Data entries »
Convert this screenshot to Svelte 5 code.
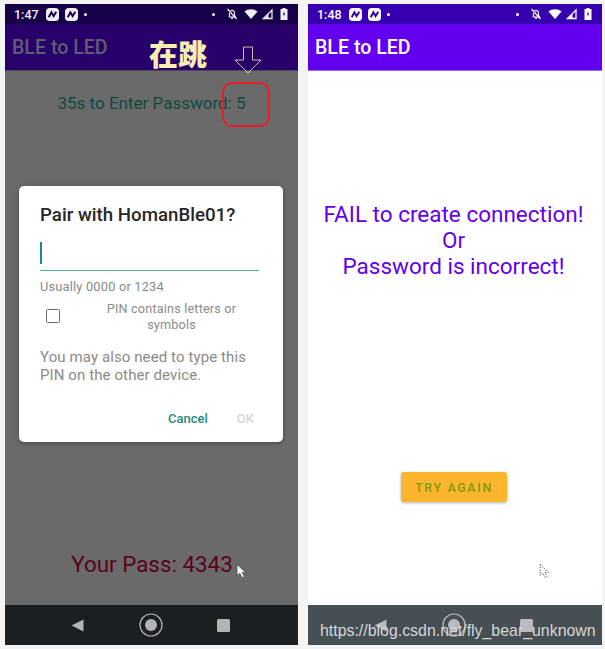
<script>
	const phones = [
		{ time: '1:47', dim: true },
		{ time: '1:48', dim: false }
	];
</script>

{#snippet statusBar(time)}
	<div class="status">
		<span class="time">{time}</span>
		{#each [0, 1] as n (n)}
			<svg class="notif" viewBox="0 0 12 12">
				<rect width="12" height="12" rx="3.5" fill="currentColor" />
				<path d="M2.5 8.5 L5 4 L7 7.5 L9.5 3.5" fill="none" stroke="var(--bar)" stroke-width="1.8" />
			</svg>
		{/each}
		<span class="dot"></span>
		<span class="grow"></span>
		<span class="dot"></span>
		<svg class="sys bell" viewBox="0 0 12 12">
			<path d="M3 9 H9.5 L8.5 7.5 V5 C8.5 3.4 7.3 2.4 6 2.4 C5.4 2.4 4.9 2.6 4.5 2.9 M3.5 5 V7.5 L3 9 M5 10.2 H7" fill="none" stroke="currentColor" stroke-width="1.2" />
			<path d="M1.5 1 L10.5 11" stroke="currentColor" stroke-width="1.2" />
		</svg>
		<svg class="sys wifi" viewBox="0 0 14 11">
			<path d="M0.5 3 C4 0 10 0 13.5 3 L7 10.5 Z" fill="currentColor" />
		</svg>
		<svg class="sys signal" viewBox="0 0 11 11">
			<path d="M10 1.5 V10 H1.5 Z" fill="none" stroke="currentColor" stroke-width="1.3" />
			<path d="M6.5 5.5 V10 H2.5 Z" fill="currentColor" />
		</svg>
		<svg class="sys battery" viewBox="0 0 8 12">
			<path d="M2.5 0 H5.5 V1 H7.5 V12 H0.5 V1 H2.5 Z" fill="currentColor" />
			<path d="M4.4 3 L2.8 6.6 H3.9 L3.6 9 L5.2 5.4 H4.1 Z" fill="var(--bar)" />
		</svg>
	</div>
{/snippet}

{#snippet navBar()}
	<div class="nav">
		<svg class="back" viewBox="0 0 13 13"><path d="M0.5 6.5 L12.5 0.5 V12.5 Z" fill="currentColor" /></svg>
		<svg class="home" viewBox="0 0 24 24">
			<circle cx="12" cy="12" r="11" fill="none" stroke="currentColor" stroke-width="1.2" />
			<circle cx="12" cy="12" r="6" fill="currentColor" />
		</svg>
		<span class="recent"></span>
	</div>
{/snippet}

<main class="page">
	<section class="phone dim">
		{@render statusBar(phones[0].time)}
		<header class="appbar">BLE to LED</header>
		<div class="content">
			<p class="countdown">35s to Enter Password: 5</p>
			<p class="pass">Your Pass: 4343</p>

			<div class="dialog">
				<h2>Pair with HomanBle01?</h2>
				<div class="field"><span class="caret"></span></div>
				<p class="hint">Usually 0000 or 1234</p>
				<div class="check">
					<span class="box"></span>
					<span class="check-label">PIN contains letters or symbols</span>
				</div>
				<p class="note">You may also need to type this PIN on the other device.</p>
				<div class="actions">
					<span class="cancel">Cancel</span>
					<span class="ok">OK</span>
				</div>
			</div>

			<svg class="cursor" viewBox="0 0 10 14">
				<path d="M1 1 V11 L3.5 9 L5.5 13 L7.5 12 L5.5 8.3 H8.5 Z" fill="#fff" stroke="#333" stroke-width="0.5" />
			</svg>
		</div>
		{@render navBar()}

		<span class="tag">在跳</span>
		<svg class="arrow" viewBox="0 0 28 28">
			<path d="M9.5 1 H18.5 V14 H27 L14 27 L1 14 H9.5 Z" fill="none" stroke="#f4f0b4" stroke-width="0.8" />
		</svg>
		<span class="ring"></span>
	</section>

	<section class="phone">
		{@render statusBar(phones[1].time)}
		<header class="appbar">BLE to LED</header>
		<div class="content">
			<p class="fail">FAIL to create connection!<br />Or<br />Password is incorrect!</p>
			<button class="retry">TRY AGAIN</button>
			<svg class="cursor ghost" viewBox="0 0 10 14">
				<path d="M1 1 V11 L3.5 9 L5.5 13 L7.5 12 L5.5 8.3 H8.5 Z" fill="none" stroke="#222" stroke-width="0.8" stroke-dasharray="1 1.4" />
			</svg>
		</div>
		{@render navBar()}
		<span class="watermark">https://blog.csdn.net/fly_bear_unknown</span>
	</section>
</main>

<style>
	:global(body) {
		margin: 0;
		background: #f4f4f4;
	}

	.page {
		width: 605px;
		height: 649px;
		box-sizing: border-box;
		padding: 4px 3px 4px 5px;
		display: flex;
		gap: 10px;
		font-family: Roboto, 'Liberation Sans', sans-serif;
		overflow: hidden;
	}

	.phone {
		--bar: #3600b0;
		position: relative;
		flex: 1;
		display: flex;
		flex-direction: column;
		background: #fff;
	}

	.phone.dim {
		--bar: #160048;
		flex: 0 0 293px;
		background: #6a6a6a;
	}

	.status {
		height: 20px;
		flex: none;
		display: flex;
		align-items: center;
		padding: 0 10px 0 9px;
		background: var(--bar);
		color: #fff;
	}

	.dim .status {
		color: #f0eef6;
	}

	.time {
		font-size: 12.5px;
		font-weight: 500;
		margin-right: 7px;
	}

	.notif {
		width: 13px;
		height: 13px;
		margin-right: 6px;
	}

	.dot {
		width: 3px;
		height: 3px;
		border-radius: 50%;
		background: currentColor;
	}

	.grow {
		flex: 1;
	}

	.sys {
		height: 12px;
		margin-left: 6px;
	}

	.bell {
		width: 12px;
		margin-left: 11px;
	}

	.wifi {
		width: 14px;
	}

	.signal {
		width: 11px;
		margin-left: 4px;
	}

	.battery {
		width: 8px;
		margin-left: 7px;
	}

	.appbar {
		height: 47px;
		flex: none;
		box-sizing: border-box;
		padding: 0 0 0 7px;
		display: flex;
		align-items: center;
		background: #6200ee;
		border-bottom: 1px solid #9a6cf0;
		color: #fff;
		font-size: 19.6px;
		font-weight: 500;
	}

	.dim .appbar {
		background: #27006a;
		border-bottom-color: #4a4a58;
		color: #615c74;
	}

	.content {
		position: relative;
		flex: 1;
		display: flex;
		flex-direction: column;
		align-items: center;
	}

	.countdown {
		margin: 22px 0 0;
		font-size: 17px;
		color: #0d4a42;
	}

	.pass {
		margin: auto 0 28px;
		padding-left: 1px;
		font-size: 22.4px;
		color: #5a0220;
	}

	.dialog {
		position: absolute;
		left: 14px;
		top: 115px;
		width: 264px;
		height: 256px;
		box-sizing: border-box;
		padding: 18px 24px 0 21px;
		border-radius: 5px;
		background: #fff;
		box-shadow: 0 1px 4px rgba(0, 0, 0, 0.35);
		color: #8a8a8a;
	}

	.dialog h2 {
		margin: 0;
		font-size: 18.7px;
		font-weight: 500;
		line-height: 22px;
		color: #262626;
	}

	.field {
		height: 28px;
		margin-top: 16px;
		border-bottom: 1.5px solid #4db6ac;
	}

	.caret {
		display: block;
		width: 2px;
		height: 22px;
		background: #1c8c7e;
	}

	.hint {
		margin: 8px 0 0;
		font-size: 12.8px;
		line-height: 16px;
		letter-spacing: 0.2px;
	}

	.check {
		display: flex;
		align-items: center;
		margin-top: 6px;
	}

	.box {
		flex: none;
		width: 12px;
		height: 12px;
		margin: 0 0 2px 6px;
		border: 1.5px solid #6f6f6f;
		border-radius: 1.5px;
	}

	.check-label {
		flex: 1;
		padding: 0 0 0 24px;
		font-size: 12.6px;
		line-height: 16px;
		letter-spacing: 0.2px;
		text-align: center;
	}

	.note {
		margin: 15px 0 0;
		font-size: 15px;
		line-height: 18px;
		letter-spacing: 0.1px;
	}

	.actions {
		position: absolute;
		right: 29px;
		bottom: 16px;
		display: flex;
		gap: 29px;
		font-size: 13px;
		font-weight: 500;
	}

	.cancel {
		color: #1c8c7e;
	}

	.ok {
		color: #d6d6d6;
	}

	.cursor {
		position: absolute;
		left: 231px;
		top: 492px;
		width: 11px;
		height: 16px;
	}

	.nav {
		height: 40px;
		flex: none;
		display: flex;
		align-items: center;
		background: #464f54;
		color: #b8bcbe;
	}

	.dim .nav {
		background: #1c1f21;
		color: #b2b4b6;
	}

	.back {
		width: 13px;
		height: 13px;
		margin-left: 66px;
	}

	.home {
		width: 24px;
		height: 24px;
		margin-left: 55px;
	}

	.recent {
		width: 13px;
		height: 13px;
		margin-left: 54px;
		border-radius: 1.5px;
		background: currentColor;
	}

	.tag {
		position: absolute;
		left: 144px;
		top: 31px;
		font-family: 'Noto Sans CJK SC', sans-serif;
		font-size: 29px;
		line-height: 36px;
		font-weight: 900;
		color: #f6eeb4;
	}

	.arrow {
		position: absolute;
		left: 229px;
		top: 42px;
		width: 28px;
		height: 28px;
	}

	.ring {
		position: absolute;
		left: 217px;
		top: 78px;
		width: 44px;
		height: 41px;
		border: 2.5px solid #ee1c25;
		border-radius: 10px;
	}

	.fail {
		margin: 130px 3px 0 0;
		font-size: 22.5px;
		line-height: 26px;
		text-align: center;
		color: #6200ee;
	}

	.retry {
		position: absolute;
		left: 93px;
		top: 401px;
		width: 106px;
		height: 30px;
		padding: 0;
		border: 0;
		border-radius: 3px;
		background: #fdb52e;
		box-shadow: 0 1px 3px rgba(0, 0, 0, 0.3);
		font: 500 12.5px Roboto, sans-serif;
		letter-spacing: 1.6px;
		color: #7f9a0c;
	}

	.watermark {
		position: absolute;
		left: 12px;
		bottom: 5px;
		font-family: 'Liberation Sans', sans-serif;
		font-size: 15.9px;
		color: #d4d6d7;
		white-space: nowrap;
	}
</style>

* * *

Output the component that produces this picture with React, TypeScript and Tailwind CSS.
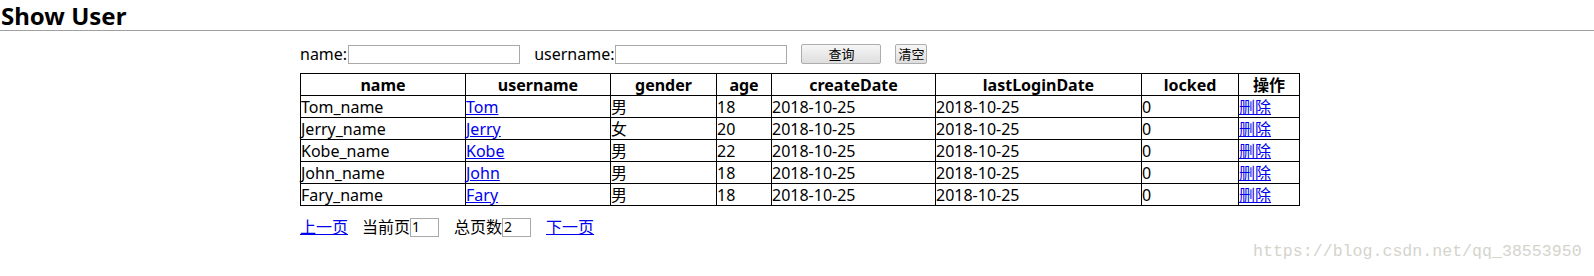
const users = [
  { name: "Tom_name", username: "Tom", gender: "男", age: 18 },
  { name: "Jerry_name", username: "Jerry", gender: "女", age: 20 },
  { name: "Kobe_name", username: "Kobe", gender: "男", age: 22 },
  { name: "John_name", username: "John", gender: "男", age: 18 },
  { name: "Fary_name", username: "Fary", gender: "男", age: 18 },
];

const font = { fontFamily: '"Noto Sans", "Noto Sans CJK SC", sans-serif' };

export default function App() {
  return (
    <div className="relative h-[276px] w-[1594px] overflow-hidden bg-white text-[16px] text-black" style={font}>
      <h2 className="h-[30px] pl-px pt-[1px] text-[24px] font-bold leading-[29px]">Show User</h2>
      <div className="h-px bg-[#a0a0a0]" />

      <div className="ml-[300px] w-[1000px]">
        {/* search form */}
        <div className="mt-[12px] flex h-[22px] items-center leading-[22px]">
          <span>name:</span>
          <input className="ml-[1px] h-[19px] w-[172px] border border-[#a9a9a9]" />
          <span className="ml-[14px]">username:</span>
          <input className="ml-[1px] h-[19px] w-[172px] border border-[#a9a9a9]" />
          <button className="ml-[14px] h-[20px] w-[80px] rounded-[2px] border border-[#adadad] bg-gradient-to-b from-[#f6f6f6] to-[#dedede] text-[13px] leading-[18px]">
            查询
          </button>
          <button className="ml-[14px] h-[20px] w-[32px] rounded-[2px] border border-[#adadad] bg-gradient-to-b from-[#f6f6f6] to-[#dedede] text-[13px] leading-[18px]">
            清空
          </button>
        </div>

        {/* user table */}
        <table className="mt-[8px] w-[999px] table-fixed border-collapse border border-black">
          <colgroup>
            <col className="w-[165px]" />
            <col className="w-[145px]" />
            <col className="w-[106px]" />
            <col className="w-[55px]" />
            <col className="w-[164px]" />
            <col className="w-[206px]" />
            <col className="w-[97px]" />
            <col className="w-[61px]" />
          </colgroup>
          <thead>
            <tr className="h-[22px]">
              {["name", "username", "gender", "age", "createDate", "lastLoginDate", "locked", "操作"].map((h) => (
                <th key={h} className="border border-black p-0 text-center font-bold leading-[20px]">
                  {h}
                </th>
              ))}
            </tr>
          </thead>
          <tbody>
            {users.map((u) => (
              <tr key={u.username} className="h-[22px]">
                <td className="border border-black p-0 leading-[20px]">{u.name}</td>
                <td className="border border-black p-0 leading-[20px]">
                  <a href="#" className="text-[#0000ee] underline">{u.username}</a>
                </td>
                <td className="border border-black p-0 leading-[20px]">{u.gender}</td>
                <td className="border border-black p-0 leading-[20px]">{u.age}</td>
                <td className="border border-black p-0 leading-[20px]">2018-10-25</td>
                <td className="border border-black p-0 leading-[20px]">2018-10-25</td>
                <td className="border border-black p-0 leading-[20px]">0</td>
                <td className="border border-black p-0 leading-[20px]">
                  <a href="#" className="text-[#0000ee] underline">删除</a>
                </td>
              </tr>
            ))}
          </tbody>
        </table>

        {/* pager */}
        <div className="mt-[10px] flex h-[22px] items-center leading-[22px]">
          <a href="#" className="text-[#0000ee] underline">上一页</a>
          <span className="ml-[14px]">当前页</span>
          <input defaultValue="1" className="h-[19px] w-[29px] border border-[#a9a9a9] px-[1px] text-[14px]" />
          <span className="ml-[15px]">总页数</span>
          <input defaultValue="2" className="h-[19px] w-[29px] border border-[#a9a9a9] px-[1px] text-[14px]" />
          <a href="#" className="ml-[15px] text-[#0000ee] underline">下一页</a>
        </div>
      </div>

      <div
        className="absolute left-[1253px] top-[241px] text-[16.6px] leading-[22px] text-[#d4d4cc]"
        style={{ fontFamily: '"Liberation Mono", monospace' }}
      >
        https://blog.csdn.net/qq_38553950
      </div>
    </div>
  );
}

==

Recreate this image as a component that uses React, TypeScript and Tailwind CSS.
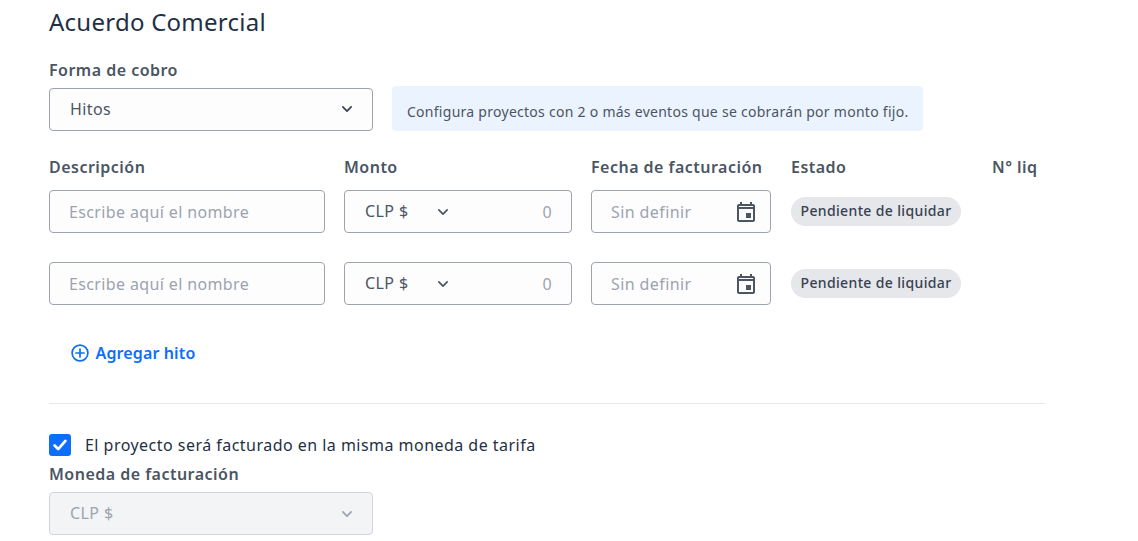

The problem » Whenever "component" turns up in a line, pick that line out.

Answer in full »
Output the component that produces this picture with React, TypeScript and Tailwind CSS.
Recreate this image as a component that uses React, TypeScript and Tailwind CSS.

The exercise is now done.